• TASK TO COMPLETE
Output all lines exactly, with nothing added or dropped.

━━━

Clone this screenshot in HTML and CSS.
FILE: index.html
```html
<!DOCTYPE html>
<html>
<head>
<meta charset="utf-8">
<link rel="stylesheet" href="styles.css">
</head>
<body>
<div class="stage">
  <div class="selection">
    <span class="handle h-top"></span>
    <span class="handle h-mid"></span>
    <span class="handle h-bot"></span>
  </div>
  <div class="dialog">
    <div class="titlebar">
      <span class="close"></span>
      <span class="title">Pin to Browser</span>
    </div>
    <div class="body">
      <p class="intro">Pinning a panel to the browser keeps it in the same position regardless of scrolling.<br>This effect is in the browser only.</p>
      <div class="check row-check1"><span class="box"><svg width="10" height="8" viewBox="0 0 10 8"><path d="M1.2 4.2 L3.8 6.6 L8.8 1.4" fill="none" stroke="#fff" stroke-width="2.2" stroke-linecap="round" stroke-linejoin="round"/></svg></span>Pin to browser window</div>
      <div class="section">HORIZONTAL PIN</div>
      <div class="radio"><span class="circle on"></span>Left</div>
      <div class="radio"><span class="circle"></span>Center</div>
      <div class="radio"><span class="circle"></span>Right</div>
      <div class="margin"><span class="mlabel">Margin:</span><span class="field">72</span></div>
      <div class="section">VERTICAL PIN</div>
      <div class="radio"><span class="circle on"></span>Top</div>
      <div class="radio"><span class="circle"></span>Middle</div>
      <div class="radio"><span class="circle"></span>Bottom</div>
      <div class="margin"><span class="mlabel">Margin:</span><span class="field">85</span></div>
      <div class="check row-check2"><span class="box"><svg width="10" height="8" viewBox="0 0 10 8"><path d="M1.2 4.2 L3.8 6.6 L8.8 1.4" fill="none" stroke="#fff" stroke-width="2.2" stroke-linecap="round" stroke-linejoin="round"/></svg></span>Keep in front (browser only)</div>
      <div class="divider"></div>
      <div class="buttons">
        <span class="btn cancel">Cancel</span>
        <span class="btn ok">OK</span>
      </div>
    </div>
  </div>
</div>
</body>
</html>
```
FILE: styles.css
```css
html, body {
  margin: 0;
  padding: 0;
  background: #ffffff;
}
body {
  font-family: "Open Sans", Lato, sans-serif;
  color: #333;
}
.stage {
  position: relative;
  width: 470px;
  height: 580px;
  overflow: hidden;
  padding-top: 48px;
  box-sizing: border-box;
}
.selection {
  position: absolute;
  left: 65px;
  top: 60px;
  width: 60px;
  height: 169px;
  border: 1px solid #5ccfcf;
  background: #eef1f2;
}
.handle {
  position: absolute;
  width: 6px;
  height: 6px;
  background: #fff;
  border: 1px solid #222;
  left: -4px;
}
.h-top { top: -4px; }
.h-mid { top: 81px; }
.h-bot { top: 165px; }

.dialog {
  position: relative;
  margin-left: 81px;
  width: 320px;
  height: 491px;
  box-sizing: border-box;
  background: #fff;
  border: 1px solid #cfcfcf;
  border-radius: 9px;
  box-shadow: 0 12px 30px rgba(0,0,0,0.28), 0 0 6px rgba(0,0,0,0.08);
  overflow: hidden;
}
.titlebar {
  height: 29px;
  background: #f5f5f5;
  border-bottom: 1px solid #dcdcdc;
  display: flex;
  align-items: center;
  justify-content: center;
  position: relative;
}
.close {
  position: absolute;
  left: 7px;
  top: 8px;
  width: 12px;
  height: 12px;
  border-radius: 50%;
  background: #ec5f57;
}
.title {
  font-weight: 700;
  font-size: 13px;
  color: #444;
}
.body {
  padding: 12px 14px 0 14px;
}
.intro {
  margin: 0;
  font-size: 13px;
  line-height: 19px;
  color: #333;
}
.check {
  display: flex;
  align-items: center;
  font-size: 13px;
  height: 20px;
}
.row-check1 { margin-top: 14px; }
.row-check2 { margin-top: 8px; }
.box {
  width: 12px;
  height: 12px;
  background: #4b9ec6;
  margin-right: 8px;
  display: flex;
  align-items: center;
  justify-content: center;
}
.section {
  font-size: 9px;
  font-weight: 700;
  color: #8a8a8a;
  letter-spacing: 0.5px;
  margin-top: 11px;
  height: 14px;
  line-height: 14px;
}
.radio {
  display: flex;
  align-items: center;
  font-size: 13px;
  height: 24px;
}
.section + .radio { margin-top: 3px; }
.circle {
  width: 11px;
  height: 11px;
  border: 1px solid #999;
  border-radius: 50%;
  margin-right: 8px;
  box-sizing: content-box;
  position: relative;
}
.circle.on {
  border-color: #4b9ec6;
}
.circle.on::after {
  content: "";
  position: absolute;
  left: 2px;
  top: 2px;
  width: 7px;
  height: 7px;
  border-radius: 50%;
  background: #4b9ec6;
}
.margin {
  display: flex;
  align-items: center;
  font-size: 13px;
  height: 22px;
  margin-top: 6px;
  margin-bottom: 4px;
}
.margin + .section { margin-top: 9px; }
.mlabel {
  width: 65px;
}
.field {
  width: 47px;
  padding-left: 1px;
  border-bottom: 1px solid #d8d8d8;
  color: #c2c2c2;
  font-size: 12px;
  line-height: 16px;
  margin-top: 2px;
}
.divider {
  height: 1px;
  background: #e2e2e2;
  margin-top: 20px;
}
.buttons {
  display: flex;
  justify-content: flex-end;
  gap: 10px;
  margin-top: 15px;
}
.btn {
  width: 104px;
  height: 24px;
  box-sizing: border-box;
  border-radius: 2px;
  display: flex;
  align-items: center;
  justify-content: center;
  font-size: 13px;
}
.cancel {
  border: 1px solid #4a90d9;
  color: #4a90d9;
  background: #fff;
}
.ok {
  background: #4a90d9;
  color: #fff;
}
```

━━━

• COMPLETED TASK
Clone this screenshot in HTML and CSS.
FILE: index.html
```html
<!DOCTYPE html>
<html>
<head>
<meta charset="utf-8">
<link rel="stylesheet" href="styles.css">
</head>
<body>
<div class="stage">
  <div class="selection">
    <span class="handle h-top"></span>
    <span class="handle h-mid"></span>
    <span class="handle h-bot"></span>
  </div>
  <div class="dialog">
    <div class="titlebar">
      <span class="close"></span>
      <span class="title">Pin to Browser</span>
    </div>
    <div class="body">
      <p class="intro">Pinning a panel to the browser keeps it in the same position regardless of scrolling.<br>This effect is in the browser only.</p>
      <div class="check row-check1"><span class="box"><svg width="10" height="8" viewBox="0 0 10 8"><path d="M1.2 4.2 L3.8 6.6 L8.8 1.4" fill="none" stroke="#fff" stroke-width="2.2" stroke-linecap="round" stroke-linejoin="round"/></svg></span>Pin to browser window</div>
      <div class="section">HORIZONTAL PIN</div>
      <div class="radio"><span class="circle on"></span>Left</div>
      <div class="radio"><span class="circle"></span>Center</div>
      <div class="radio"><span class="circle"></span>Right</div>
      <div class="margin"><span class="mlabel">Margin:</span><span class="field">72</span></div>
      <div class="section">VERTICAL PIN</div>
      <div class="radio"><span class="circle on"></span>Top</div>
      <div class="radio"><span class="circle"></span>Middle</div>
      <div class="radio"><span class="circle"></span>Bottom</div>
      <div class="margin"><span class="mlabel">Margin:</span><span class="field">85</span></div>
      <div class="check row-check2"><span class="box"><svg width="10" height="8" viewBox="0 0 10 8"><path d="M1.2 4.2 L3.8 6.6 L8.8 1.4" fill="none" stroke="#fff" stroke-width="2.2" stroke-linecap="round" stroke-linejoin="round"/></svg></span>Keep in front (browser only)</div>
      <div class="divider"></div>
      <div class="buttons">
        <span class="btn cancel">Cancel</span>
        <span class="btn ok">OK</span>
      </div>
    </div>
  </div>
</div>
</body>
</html>
```
FILE: styles.css
```css
html, body {
  margin: 0;
  padding: 0;
  background: #ffffff;
}
body {
  font-family: "Open Sans", Lato, sans-serif;
  color: #333;
}
.stage {
  position: relative;
  width: 470px;
  height: 580px;
  overflow: hidden;
  padding-top: 48px;
  box-sizing: border-box;
}
.selection {
  position: absolute;
  left: 65px;
  top: 60px;
  width: 60px;
  height: 169px;
  border: 1px solid #5ccfcf;
  background: #eef1f2;
}
.handle {
  position: absolute;
  width: 6px;
  height: 6px;
  background: #fff;
  border: 1px solid #222;
  left: -4px;
}
.h-top { top: -4px; }
.h-mid { top: 81px; }
.h-bot { top: 165px; }

.dialog {
  position: relative;
  margin-left: 81px;
  width: 320px;
  height: 491px;
  box-sizing: border-box;
  background: #fff;
  border: 1px solid #cfcfcf;
  border-radius: 9px;
  box-shadow: 0 12px 30px rgba(0,0,0,0.28), 0 0 6px rgba(0,0,0,0.08);
  overflow: hidden;
}
.titlebar {
  height: 29px;
  background: #f5f5f5;
  border-bottom: 1px solid #dcdcdc;
  display: flex;
  align-items: center;
  justify-content: center;
  position: relative;
}
.close {
  position: absolute;
  left: 7px;
  top: 8px;
  width: 12px;
  height: 12px;
  border-radius: 50%;
  background: #ec5f57;
}
.title {
  font-weight: 700;
  font-size: 13px;
  color: #444;
}
.body {
  padding: 12px 14px 0 14px;
}
.intro {
  margin: 0;
  font-size: 13px;
  line-height: 19px;
  color: #333;
}
.check {
  display: flex;
  align-items: center;
  font-size: 13px;
  height: 20px;
}
.row-check1 { margin-top: 14px; }
.row-check2 { margin-top: 8px; }
.box {
  width: 12px;
  height: 12px;
  background: #4b9ec6;
  margin-right: 8px;
  display: flex;
  align-items: center;
  justify-content: center;
}
.section {
  font-size: 9px;
  font-weight: 700;
  color: #8a8a8a;
  letter-spacing: 0.5px;
  margin-top: 11px;
  height: 14px;
  line-height: 14px;
}
.radio {
  display: flex;
  align-items: center;
  font-size: 13px;
  height: 24px;
}
.section + .radio { margin-top: 3px; }
.circle {
  width: 11px;
  height: 11px;
  border: 1px solid #999;
  border-radius: 50%;
  margin-right: 8px;
  box-sizing: content-box;
  position: relative;
}
.circle.on {
  border-color: #4b9ec6;
}
.circle.on::after {
  content: "";
  position: absolute;
  left: 2px;
  top: 2px;
  width: 7px;
  height: 7px;
  border-radius: 50%;
  background: #4b9ec6;
}
.margin {
  display: flex;
  align-items: center;
  font-size: 13px;
  height: 22px;
  margin-top: 6px;
  margin-bottom: 4px;
}
.margin + .section { margin-top: 9px; }
.mlabel {
  width: 65px;
}
.field {
  width: 47px;
  padding-left: 1px;
  border-bottom: 1px solid #d8d8d8;
  color: #c2c2c2;
  font-size: 12px;
  line-height: 16px;
  margin-top: 2px;
}
.divider {
  height: 1px;
  background: #e2e2e2;
  margin-top: 20px;
}
.buttons {
  display: flex;
  justify-content: flex-end;
  gap: 10px;
  margin-top: 15px;
}
.btn {
  width: 104px;
  height: 24px;
  box-sizing: border-box;
  border-radius: 2px;
  display: flex;
  align-items: center;
  justify-content: center;
  font-size: 13px;
}
.cancel {
  border: 1px solid #4a90d9;
  color: #4a90d9;
  background: #fff;
}
.ok {
  background: #4a90d9;
  color: #fff;
}
```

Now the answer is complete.